Why More Young Adults Aren't Having Sex?
There are: In a new paper, we find that twice as many 20 to 24-year-olds born in the 1990s (15%) have not had sex since turning 18, compared to only 6% of 10- to 24-year-olds born in the late 1960s. The same pattern appeared in a more comprehensive analysis including adults of all ages that more precisely controlled for age. In a Washington Post article covering the study, young people mentioned a variety of reasons for not having sex, from doing other things to just not wanting to take the risk of a messy sexual relationship.
I can hear the collective reaction: Whaaaa? With all of the sex pervading the culture, how can this be? But this isn’t the only study to find this pattern – teens are also less likely to have sex now. In data from a biannual survey done by the Centers for Disease Control, 41% of high school students in 2015 had had sex, down from 54% in 1991.
The next question is why: Why are more Millennials and iGen putting off sex? The why question is always tough to answer in data like this: You can see what changes at the same time that might be related, but it’s virtually impossible to say for sure if it’s the cause. Correlation (or co-occurence) is not causation. But there is one sure-fire rule here: If something doesn’t change in the right direction, then it can’t be the cause.
That immediately rules out one of the explanations I keep hearing. In the Washington Post article, several experts theorized that young people today are too busy working and studying to have sex. But that isn’t true: In fact, teens and young adults in their early 20s are less likely to be working than they were 10 years ago. High school students in the 2010s spent less time on homework than their predecessors in the early 1990s, and several studies have found that college students in recent years study less than their counterparts in earlier decades – earlier decades when young adults were much more likely to be getting it on. Somehow Boomers and GenX’ers found the time for both.
That might be because they were not on their phones all the time. That’s another possible cause of the decline of sex: Young people (and possibly all of us) are so busy texting, watching YouTube videos, using Snapchat filters, and so on that they’re not having sex. More precisely, if these online forms of communication have replaced getting together in person, there are fewer opportunities to have sex. Or sex just isn’t as attractive when there are so many other ways to entertain yourself. Sometimes when you say you want to “Netflix and Chill” (a recent euphemism for sex), you might want to actually Netflix and Chill.
Or watch some porn. Pornography has become incredibly accessible, and for some young people watching it might be enough. Others might find actual sex disappointing after watching so much porn. In a recent cover story in Time magazine, several young men said they cannot perform sexually with real women because only porn excites them.
There’s another possibility: Millennials and iGen are growing up more slowly. The average age at first marriage and first birth has been going up for awhile now. GenX’ers had sex earlier than Boomers and Silents but married and had kids later. Now, late Millennials and iGen are putting off everything. Sex is joining the late to adulthood party. That could be situational: More Millennials live with their parents, not a sexy situation.
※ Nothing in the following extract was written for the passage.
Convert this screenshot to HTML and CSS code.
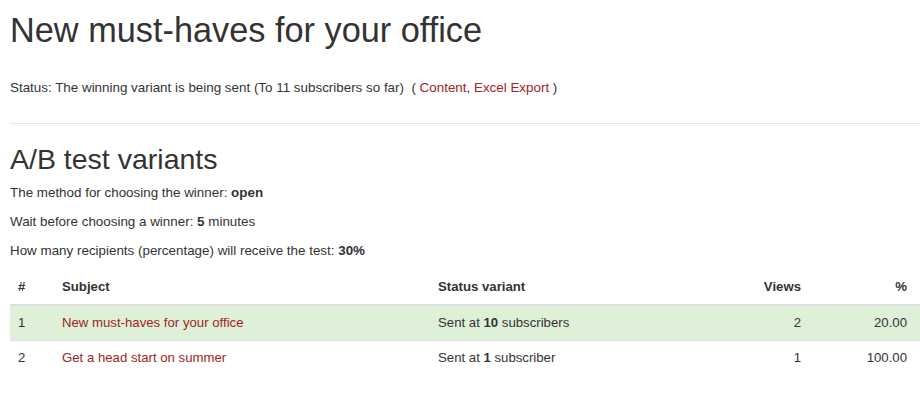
FILE: index.html
```html
<!DOCTYPE html>
<html lang="en">
<head>
    <meta charset="UTF-8">
    <meta name="viewport" content="width=device-width, initial-scale=1.0">
    <title>New must-haves for your office</title>
    <link rel="stylesheet" href="styles.css">
</head>
<body>
    <div class="container">
        <h1>New must-haves for your office</h1>
        <p class="status">Status: The winning variant is being sent (To 11 subscribers so far) &nbsp;( <a href="#">Content</a>, <a href="#">Excel Export</a> )</p>

        <hr>

        <!-- A/B test settings -->
        <h2>A/B test variants</h2>
        <p>The method for choosing the winner: <b>open</b></p>
        <p>Wait before choosing a winner: <b>5</b> minutes</p>
        <p class="last">How many recipients (percentage) will receive the test: <b>30%</b></p>

        <!-- Variants -->
        <table class="variants">
            <thead>
                <tr>
                    <th class="col-num">#</th>
                    <th class="col-subject">Subject</th>
                    <th class="col-status">Status variant</th>
                    <th class="col-views num">Views</th>
                    <th class="col-pct num">%</th>
                </tr>
            </thead>
            <tbody>
                <tr class="winner">
                    <td>1</td>
                    <td><a href="#">New must-haves for your office</a></td>
                    <td>Sent at <b>10</b> subscribers</td>
                    <td class="num">2</td>
                    <td class="num">20.00</td>
                </tr>
                <tr>
                    <td>2</td>
                    <td><a href="#">Get a head start on summer</a></td>
                    <td>Sent at <b>1</b> subscriber</td>
                    <td class="num">1</td>
                    <td class="num">100.00</td>
                </tr>
            </tbody>
        </table>
    </div>
</body>
</html>
```

FILE: styles.css
```css
body {
    margin: 0;
    font-family: "Liberation Sans", Arial, sans-serif;
    font-size: 13.4px;
    line-height: 1.42857;
    color: #333;
    background: #fff;
}
.container {
    padding: 0 0 0 10px;
}
h1 {
    font-size: 34.3px;
    font-weight: normal;
    line-height: 1.1;
    margin: 12px 0 28px;
}
h2 {
    font-size: 28.5px;
    font-weight: normal;
    line-height: 1.1;
    margin: 0 0 8px;
}
p {
    margin: 0 0 10px;
}
p.last {
    margin-bottom: 9px;
}
.status {
    margin: 0;
}
a {
    color: #a32222;
    text-decoration: none;
}
hr {
    border: 0;
    border-top: 1px solid #e5e5e5;
    margin: 26px 0 20px;
}
.variants {
    width: 910px;
    font-size: 13.2px;
    line-height: 18px;
    border-collapse: collapse;
    border-spacing: 0;
}
.variants th,
.variants td {
    padding: 8px;
    text-align: left;
    vertical-align: top;
    border-top: 1px solid #ddd;
}
.variants th {
    border-top: 0;
    border-bottom: 2px solid #ddd;
    font-weight: bold;
}
.variants .num {
    text-align: right;
}
.variants th:last-child,
.variants td:last-child {
    padding-right: 13px;
}
.col-num { width: 28px; }
.col-subject { width: 360px; }
.col-status { width: 234px; }
.col-views { width: 113px; }
.winner td {
    background: #dff0d8;
}
```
This is an interesting dilemma: We live in an era when premarital sex is more acceptable than ever, part of a wide-ranging theme of more individualism. That’s the primary focus of my book Generation Me: Each generation becomes more focused on the self and less on following social rules. In that system, premarital sex is fine: If it feels good, do it. There’s a corollary, though: It’s also fine to not do it. Individualism also means the freedom to not have sex.
There’s a related trend here: Millennials and iGen are, at least physically, the safest generation in modern times, and possibly in history. Deaths from homicides and car accidents are at the lowest levels they’ve been in decades. Individualism (combined with economic pressures and birth control) means fewer children per family, and that means a generation brought up to be very, very careful. If that caution extends to sex, putting off sexuality might be attractive. That’s particularly true due to iGen’s recent tendency to emphasize not just physical safety but emotional safety -- which is, for example, the impetus behind recent college campus trends such as safe spaces and trigger warnings. iGen in particular does not want to get hurt, and sexual relationships are messy things.
So is this trend toward later sex good or bad? I’d love to hear what you think. I can see both sides: Waiting until you are ready to have sex is always a good idea. But, especially when you’re in your early 20s, sex is one of the best parts of life. Enjoy it now, before your energy starts to fade and family and career pressures mount. Netflix can wait.